The subject of this painting is Paloma Picasso, the daughter of Gilot and Pablo Picasso. Born in 1949, Paloma [whose name means peace] brought her own art to the world in many forms, including a popular jewelry collection for Tiffany & Co. She was the subject of a number of her father’s paintings, including Paloma with an Orange and Paloma in Blue. Unsurprisingly, this is my fav painting of her.
[It’s the guitar. Or maybe the sweet feathery hat.]
So back to the artist—and Paloma’s mom—Gilot: what a life! Likely best known for her long stormy relationship with Pablo, she was a superb artist in her own right.
Gilot’s career took off after she left Pablo, aided in large part by her very honest and reasonably sympathetic best-selling memoir “Life with Picasso”.
Oh, and she later married Jonas Salk. Boy, Pablo and Jonas are two very different cats. Wow.
GIlot just passed away in June at the age of 101.
Again: What a life!!
Reduction notes: this was a tough one to decide on. The background for the painting is turquoise, but I couldn't have a turquoise background with a turquoise shirt – it just doesn’t work here. I need the composition of these reductions to be very separate and delineated when I am envisioning the music. Does that make sense to anyone besides me?
The painting is so laid back, and Paloma’s look is so off-in-the-distance-not-really-there, that the whole thing needed to be seriously subdued.
No place for EVH or Yngwie licks here, just some pretty straight-ahead, vaguely Spanish-sounding acoustic guitar.
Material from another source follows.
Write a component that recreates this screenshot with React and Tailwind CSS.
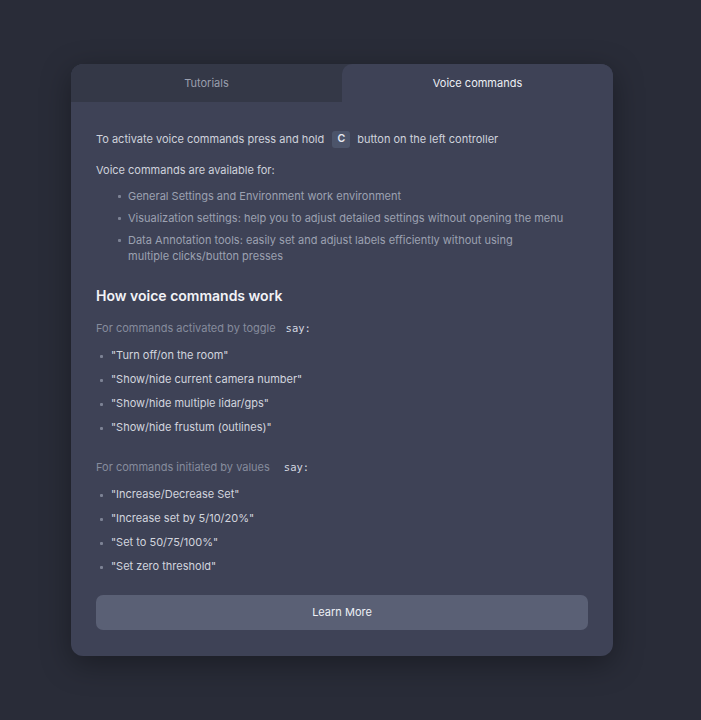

Other than drums and percussion and sound effects, everything in here is played on stringed instruments: acoustic and electric guitars and bass. Hmmm, maybe the background drones are some sort of synth patches jumbled together and slowed down. But mostly guitar, anyway.
The bass has a lot of air in it. I wanted something really soft on the low end. Couldn’t be percussive at all, very mellow. It's kind of difficult for me, I’m usually all about the bangin beatz®, but the cool feel works here.
And that bluesy lick halfway through the bridge…I love the idea of Paloma digging into that while she's sitting for the portrait because she's so bored.
Speaking of children of famous artists, I’ve always imagined that it must be interesting to act as the literary or artistic or musical executor to one's parents.
Christopher Tolkien had a long and extraordinary career as his father's literary executor, for example. His histories of Middle-earth are remarkable works of editing.
But those Picasso kids... Man, how many unknown Picasso paintings might they have lying around the house, each one of them worth countless millions of dollars?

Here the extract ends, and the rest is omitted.